In 1948, Malcolm “Mike” Johnson published a 24-part series on waterfront corruption in The New York Sun, inspiring a wave of investigations and scandals, and upending the long-held turf hierarchies without eradicating them. In 1954, his work yielded the far-better-remembered (and whitewashed) On The Waterfront. In 2010, with the benefit of hindsight, Nathan Ward’s first book, Dark Harbor: The War For The New York Waterfront reconstructs the landscape Johnson blasted into public consciousness, and its fallout. The trouble is, Ward doesn’t have much to add to the discussion. Brisk and well-organized, Dark Harbor is scarcely an immersive experience; it’s more like a long magazine article, barely stretched out to book length through wide type-setting and the aid of chapters frequently as short as three pages. That isn’t really a problem, but—aside from quotes from Sun workers looking back—there isn’t much new information here.

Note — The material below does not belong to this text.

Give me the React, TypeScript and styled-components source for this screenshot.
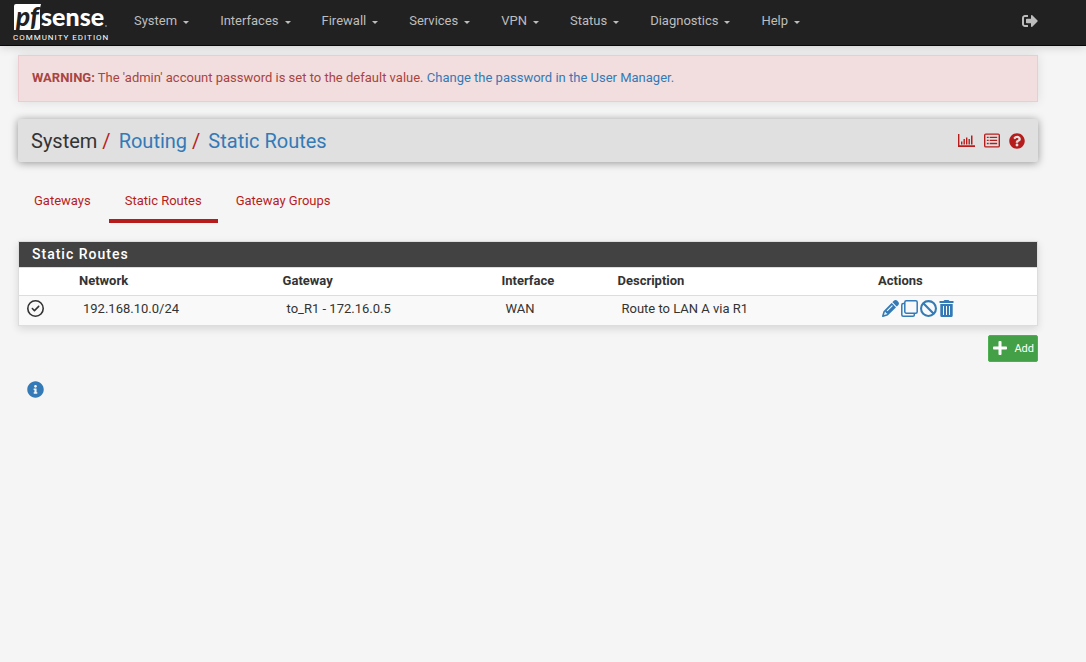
import React from "react";
import styled, { createGlobalStyle } from "styled-components";
import { FaSignOutAlt, FaQuestionCircle, FaInfoCircle, FaPlus } from "react-icons/fa";
import { FaRegCircleCheck, FaPencil, FaBan } from "react-icons/fa6";

const GlobalStyle = createGlobalStyle`
  *, *::before, *::after { box-sizing: border-box; }
  body {
    margin: 0;
    background: #f5f5f5;
    color: #333;
    font-family: Roboto, "Liberation Sans", sans-serif;
    font-size: 13px;
    line-height: 18px;
  }
  a { color: #337ab7; text-decoration: none; }
  svg { display: block; overflow: visible; }
`;

const Navbar = styled.header`
  display: flex;
  align-items: center;
  height: 46px;
  padding: 0 48px 4px 12px;
  background: #212121;
  border-bottom: 1px solid #080808;
  box-shadow: 0 0 10px rgba(0, 0, 0, 0.2);
`;

const Brand = styled.a`
  display: block;
  width: 96px;
  height: 40px;
  margin: 4px 26px 0 0;
`;

const Menu = styled.nav`
  display: flex;
  flex: 1;
  gap: 31px;
`;

const MenuButton = styled.button`
  display: flex;
  align-items: center;
  gap: 6px;
  padding: 0;
  border: 0;
  background: none;
  color: #bdbdbd;
  font: inherit;
  cursor: pointer;

  &::after {
    content: "";
    margin-top: 4px;
    border: 3px solid transparent;
    border-top-color: currentColor;
    border-bottom-width: 0;
  }
`;

const LogoutLink = styled.a`
  color: #bdbdbd;
  font-size: 16px;
`;

const Page = styled.main`
  padding: 9px 48px 24px 18px;
`;

const Alert = styled.div`
  margin-bottom: 17px;
  padding: 13px 13px 14px;
  background: #f2dede;
  border: 1px solid #ebccd1;
  color: #a94442;
  box-shadow: 0 0 10px rgba(0, 0, 0, 0.1);
`;

const TitleBar = styled.div`
  display: flex;
  align-items: center;
  justify-content: space-between;
  height: 43px;
  padding: 0 13px;
  background: #e0e0e0;
  border-radius: 2px;
  box-shadow: 0 1px 8px rgba(0, 0, 0, 0.4);
`;

const Breadcrumb = styled.h1`
  display: flex;
  margin: 0;
  font-size: 20px;
  line-height: 24px;
  font-weight: 400;
`;

const Slash = styled.span`
  margin: 0 8px 0 5px;
  color: #b71c1c;
`;

const TitleActions = styled.div`
  display: flex;
  align-items: center;
  gap: 9px;

  a { color: #b71c1c; font-size: 16px; }
`;

const Tabs = styled.nav`
  display: flex;
  gap: 2px;
  margin: 18px 0;
`;

const Tab = styled.a<{ $active?: boolean }>`
  height: 43px;
  padding: 12px 16px 0;
  border-bottom: 4px solid ${(p) => (p.$active ? "#b71c1c" : "transparent")};
  color: #b71c1c;
`;

const Panel = styled.section`
  background: #fff;
  border: 1px solid #ddd;
  box-shadow: 0 3px 8px rgba(0, 0, 0, 0.12);
`;

const PanelTitle = styled.h2`
  margin: 0;
  padding: 0 13px;
  background: #424242;
  color: #fff;
  font-size: 14px;
  line-height: 25px;
  font-weight: 500;
  letter-spacing: 1px;
`;

const RouteTable = styled.table`
  width: 100%;
  table-layout: fixed;
  border-collapse: collapse;

  th, td { padding: 4px; text-align: left; vertical-align: top; border-top: 1px solid #ddd; }
  th { height: 28px; font-weight: 700; }
  td { height: 29px; padding-left: 8px; background: #f9f9f9; }
`;

const Column = styled.col<{ $share: number }>`
  width: ${(p) => p.$share}%;
`;

const StatusIcon = styled.span`
  display: block;
  font-size: 17px;
`;

const RowActions = styled.div`
  display: flex;
  gap: 2px;

  a { font-size: 17px; }
`;

const ButtonRow = styled.div`
  display: flex;
  justify-content: flex-end;
  margin: 9px 0 19px;
`;

const AddButton = styled.button`
  display: flex;
  align-items: center;
  gap: 6px;
  height: 27px;
  padding: 0 3px;
  background: #43a047;
  border: 1px solid #4caf50;
  border-radius: 2px;
  color: #fff;
  font: 11px Roboto, sans-serif;
  cursor: pointer;

  svg { font-size: 16px; }
`;

const InfoButton = styled.button`
  margin-left: 9px;
  padding: 0;
  border: 0;
  background: none;
  color: #337ab7;
  font-size: 17px;
  cursor: pointer;
`;

const Logo = () => (
  <svg width="96" height="40" viewBox="0 0 96 40" role="img" aria-label="pfSense Community Edition">
    <path d="M4 1h25l-1 4v20q0 2-2 2H2V3q0-2 2-2z" fill="#fff" />
    <text x="4" y="23" fontFamily="Lato, sans-serif" fontSize="26" fontWeight="900" fontStyle="italic" fill="#212121">pf</text>
    <text x="29" y="23" fontFamily="Lato, sans-serif" fontSize="25" fontWeight="900" fill="#fff">sense</text>
    <circle cx="94" cy="23" r="0.8" fill="#bbb" />
    <text x="1" y="37" fontFamily="Roboto, sans-serif" fontSize="8" letterSpacing="1" fill="#fff">COMMUNITY EDITION</text>
  </svg>
);

const ChartIcon = () => (
  <svg width="17" height="15" viewBox="0 0 17 15" fill="currentColor">
    <path d="M0 1h1.400v11.300H17V14H0zM3 8.500h1.400v3H3zM5.500 6h1.400v5.500H5.500zM8 4.500h1.400v7H8zM10.500 6h1.400v5.500h-1.400zM13 2.500h1.500v9H13z" />
  </svg>
);

const ListIcon = () => (
  <svg width="16" height="15" viewBox="0 0 17 15" fill="currentColor">
    <path
      fillRule="evenodd"
      d="M2 0h13q2 0 2 2v11q0 2-2 2H2q-2 0-2-2V2q0-2 2-2zm-.5 1.500v12h14v-12zM3 3.500h2v1.400H3zm3 0h8v1.400H6zM3 6.700h2v1.400H3zm3 0h8v1.400H6zM3 10h2v1.400H3zm3 0h8v1.400H6z"
    />
  </svg>
);

const CopyIcon = () => (
  <svg width="17" height="17" viewBox="0 0 17 17" fill="none" stroke="currentColor" strokeWidth="1.500">
    <rect x="3.800" y="0.800" width="12.400" height="12.400" rx="1.500" />
    <path d="M3.800 3.500H2.200Q.8 3.500.8 5v9.700q0 1.500 1.400 1.500H12q1.300 0 1.300-1.300v-1.700" />
  </svg>
);

const TrashIcon = () => (
  <svg width="15" height="17" viewBox="0 0 15 17" fill="currentColor">
    <path
      fillRule="evenodd"
      d="M4.500 1l1-1h4l1 1H14.500v2H.500V1zM1.300 4h12.400v11.500q0 1.500-1.500 1.500H2.800q-1.500 0-1.500-1.500zM4 6v9h1V6zm3 0v9h1V6zm3 0v9h1V6z"
    />
  </svg>
);

const menuItems = ["System", "Interfaces", "Firewall", "Services", "VPN", "Status", "Diagnostics", "Help"];

const columnShares = [5.5, 20, 21.5, 11.4, 25.6, 16];

const routes = [
  { network: "192.168.10.0/24", gateway: "to_R1 - 172.16.0.5", iface: "WAN", description: "Route to LAN A via R1" },
];

export default function App() {
  return (
    <>
      <GlobalStyle />
      <Navbar>
        <Brand href="#"><Logo /></Brand>
        <Menu aria-label="Main">
          {menuItems.map((item) => <MenuButton key={item} type="button">{item}</MenuButton>)}
        </Menu>
        <LogoutLink href="#" aria-label="Log out"><FaSignOutAlt /></LogoutLink>
      </Navbar>
      <Page>
        <Alert role="alert">
          <strong>WARNING:</strong> The 'admin' account password is set to the default value.{" "}
          <a href="#">Change the password in the User Manager.</a>
        </Alert>
        <TitleBar>
          <Breadcrumb>
            System<Slash>/</Slash>
            <a href="#">Routing</a><Slash>/</Slash>
            <a href="#">Static Routes</a>
          </Breadcrumb>
          <TitleActions>
            <a href="#" aria-label="Monitoring"><ChartIcon /></a>
            <a href="#" aria-label="Logs"><ListIcon /></a>
            <a href="#" aria-label="Help"><FaQuestionCircle /></a>
          </TitleActions>
        </TitleBar>
        <Tabs aria-label="Routing">
          <Tab href="#">Gateways</Tab>
          <Tab href="#" $active aria-current="page">Static Routes</Tab>
          <Tab href="#">Gateway Groups</Tab>
        </Tabs>
        <Panel>
          <PanelTitle>Static Routes</PanelTitle>
          <RouteTable>
            <colgroup>
              {columnShares.map((share, i) => <Column key={i} $share={share} />)}
            </colgroup>
            <thead>
              <tr>
                <th aria-label="Status" />
                <th>Network</th>
                <th>Gateway</th>
                <th>Interface</th>
                <th>Description</th>
                <th>Actions</th>
              </tr>
            </thead>
            <tbody>
              {routes.map((route) => (
                <tr key={route.network}>
                  <td><StatusIcon><FaRegCircleCheck /></StatusIcon></td>
                  <td>{route.network}</td>
                  <td>{route.gateway}</td>
                  <td>{route.iface}</td>
                  <td>{route.description}</td>
                  <td>
                    <RowActions>
                      <a href="#" aria-label="Edit route"><FaPencil /></a>
                      <a href="#" aria-label="Copy route"><CopyIcon /></a>
                      <a href="#" aria-label="Disable route"><FaBan /></a>
                      <a href="#" aria-label="Delete route"><TrashIcon /></a>
                    </RowActions>
                  </td>
                </tr>
              ))}
            </tbody>
          </RouteTable>
        </Panel>
        <ButtonRow>
          <AddButton type="button"><FaPlus />Add</AddButton>
        </ButtonRow>
        <InfoButton type="button" aria-label="Show information"><FaInfoCircle /></InfoButton>
      </Page>
    </>
  );
}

The story in its current format is pretty interesting, though often sloppily written (“Johnson had a lot on his mind when he entered the voting booth and loyally pulled the lever for the Democrat, Harry Truman”). Veteran reporter Johnson first got sucked into the docks when looking into the murder of one Thomas Collentine, whose killing was suspiciously similar to many other waterfront murders; no one was interested in connecting the dots, since such murders were basically unprosecutable, as fearful workers kept their mouths shut. Johnson fearlessly dived in, allying himself with characters like Father John Corridan (the inspiration for Karl Malden’s priest in Waterfront) to sink into the underworld. The consequences included a series of increasingly serious investigations.

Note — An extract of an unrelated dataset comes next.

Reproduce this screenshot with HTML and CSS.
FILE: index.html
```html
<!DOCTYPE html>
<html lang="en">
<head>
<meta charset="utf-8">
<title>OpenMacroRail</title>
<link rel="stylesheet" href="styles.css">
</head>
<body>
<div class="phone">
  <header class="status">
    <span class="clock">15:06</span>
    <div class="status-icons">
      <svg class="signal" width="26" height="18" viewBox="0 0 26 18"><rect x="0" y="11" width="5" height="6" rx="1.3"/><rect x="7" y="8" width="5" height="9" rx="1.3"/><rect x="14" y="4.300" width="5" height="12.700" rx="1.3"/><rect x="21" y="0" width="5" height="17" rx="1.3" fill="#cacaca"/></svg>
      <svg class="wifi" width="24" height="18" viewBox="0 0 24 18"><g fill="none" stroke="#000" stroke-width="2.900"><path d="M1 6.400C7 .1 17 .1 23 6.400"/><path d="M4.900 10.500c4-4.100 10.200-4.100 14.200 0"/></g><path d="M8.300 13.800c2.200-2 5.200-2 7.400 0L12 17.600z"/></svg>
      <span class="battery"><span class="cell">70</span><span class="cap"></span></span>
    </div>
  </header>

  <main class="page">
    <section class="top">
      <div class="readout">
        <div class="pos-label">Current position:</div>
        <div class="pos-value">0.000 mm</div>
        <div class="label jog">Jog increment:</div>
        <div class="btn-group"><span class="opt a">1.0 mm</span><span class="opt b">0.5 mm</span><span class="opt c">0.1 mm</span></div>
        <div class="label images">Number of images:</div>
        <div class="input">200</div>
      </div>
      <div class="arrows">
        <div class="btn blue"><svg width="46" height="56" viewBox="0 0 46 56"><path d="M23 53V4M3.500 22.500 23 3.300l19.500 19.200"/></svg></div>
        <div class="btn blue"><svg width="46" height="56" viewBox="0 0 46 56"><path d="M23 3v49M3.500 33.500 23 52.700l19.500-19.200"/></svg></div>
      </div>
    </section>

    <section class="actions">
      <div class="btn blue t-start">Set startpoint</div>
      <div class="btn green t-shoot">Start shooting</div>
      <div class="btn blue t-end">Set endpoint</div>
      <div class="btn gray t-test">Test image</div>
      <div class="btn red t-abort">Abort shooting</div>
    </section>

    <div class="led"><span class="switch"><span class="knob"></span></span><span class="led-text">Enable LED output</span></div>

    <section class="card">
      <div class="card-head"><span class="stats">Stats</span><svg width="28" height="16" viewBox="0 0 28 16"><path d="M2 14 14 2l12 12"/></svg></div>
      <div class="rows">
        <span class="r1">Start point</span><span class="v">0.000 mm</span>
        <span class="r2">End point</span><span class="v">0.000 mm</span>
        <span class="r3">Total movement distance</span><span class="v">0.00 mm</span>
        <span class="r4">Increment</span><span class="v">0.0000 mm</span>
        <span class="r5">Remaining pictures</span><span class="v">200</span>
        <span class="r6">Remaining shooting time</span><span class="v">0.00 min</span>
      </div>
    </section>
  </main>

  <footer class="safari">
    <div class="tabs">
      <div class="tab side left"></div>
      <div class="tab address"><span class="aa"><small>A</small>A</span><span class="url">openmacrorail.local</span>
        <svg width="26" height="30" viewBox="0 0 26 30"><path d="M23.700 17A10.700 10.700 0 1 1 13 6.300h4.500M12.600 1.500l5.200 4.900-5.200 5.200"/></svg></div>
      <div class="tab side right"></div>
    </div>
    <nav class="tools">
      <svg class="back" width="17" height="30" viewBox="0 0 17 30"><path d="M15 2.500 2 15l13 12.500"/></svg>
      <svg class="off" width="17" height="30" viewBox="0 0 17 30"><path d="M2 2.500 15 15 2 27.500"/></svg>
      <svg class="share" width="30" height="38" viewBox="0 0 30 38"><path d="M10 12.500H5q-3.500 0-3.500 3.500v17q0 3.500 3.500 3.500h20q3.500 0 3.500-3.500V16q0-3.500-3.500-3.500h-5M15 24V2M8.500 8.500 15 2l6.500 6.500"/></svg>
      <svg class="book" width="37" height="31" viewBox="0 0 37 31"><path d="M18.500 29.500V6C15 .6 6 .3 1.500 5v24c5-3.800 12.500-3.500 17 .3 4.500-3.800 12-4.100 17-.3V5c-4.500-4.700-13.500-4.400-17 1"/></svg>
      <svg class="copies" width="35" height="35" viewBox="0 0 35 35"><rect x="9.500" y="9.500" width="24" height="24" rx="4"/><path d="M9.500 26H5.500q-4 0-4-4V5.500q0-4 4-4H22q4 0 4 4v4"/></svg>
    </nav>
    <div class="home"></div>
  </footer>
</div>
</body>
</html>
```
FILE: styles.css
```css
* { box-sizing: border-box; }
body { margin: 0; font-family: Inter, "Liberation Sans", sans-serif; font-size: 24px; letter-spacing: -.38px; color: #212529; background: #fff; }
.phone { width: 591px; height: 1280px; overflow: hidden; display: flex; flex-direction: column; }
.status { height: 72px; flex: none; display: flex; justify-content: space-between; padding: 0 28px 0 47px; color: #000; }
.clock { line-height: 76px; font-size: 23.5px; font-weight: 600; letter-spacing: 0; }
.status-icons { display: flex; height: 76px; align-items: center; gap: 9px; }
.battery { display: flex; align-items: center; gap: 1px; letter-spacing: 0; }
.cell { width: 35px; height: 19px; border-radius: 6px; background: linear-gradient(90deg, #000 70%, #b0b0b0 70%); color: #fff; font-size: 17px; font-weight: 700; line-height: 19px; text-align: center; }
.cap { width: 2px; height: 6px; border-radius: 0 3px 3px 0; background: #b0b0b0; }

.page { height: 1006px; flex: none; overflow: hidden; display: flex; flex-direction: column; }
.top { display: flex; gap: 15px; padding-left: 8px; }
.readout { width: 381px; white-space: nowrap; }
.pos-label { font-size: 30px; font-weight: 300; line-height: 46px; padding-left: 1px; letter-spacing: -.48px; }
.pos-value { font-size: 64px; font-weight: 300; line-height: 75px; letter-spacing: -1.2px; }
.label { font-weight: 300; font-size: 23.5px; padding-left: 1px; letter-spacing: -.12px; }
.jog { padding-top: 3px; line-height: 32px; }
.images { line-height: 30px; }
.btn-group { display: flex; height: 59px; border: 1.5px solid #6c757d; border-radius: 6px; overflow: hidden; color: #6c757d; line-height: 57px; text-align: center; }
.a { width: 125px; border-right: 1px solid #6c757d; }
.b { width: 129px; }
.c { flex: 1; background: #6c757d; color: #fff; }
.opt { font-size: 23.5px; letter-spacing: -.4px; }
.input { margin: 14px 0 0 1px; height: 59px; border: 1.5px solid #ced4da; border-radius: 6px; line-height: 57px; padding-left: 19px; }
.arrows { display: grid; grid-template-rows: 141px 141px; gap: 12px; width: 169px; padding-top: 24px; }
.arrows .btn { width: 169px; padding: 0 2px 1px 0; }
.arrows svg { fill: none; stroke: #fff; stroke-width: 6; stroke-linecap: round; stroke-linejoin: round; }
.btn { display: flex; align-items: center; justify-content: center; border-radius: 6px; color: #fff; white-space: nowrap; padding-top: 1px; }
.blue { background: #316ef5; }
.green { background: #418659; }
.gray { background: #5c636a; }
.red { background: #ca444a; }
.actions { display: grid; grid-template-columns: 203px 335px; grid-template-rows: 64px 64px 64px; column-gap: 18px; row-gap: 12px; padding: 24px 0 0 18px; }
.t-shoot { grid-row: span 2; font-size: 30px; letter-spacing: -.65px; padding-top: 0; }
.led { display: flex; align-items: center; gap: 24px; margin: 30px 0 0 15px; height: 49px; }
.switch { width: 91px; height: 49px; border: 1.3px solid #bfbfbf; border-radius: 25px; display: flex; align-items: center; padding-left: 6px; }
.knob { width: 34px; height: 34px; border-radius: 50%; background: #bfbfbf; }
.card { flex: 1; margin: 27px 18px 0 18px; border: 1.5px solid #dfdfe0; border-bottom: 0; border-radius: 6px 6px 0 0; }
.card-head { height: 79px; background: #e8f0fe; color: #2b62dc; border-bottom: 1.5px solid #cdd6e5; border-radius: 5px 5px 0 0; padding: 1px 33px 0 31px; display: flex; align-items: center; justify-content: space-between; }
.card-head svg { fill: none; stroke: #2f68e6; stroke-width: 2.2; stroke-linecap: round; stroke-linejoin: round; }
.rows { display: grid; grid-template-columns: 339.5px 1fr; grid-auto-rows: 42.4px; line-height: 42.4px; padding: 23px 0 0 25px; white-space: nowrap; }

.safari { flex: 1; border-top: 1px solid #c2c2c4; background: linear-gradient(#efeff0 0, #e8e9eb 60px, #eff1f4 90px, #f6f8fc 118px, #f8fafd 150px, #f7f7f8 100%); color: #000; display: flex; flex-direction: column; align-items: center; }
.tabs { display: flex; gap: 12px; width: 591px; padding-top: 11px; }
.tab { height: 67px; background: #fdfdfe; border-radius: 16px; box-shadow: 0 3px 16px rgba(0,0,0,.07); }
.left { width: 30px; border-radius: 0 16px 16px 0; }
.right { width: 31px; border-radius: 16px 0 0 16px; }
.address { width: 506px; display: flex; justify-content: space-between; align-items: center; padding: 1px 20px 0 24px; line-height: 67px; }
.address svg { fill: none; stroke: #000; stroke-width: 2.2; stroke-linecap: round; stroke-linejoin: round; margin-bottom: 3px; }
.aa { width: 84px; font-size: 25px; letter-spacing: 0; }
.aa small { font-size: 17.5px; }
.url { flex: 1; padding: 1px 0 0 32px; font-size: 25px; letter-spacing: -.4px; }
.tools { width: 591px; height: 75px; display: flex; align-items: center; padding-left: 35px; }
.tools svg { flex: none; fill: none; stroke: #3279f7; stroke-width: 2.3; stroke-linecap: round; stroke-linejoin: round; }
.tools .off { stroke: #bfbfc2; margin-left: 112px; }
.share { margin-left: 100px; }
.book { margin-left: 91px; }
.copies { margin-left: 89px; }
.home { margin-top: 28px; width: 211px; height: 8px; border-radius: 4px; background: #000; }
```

Ward’s narrative is essentially an annotation of Johnson’s work with slightly more context, showing how the nascent strikes evolved from the 1939 killing of early activist Pete Panto to the showboating committee hearings of Estes Kefauver. But he doesn’t offer much that isn’t already on the record. Resurrecting past labor history and struggles is a noble task, but most of Ward’s juice, predictably, comes from lurid tales of dock-killings and enforcers with nicknames like “Tony Cheese” and “Beefer.” Making the labor-workers’ side of it compelling is beyond him, and the tale becomes reduced to one of a brave newspaperman and priest allied against colorful mafiosos. That wouldn’t be a problem if there was a lot of detail, but mostly it’s just a mass of deaths and dates that all blur together; even the luridness doesn’t really stick. Dark Harbor is mildly compelling as a reminder that On The Waterfront was first and foremost a filmed report rather than Kazan’s allegorical defense of his HUAC testimony, but it’s ultimately less resonant.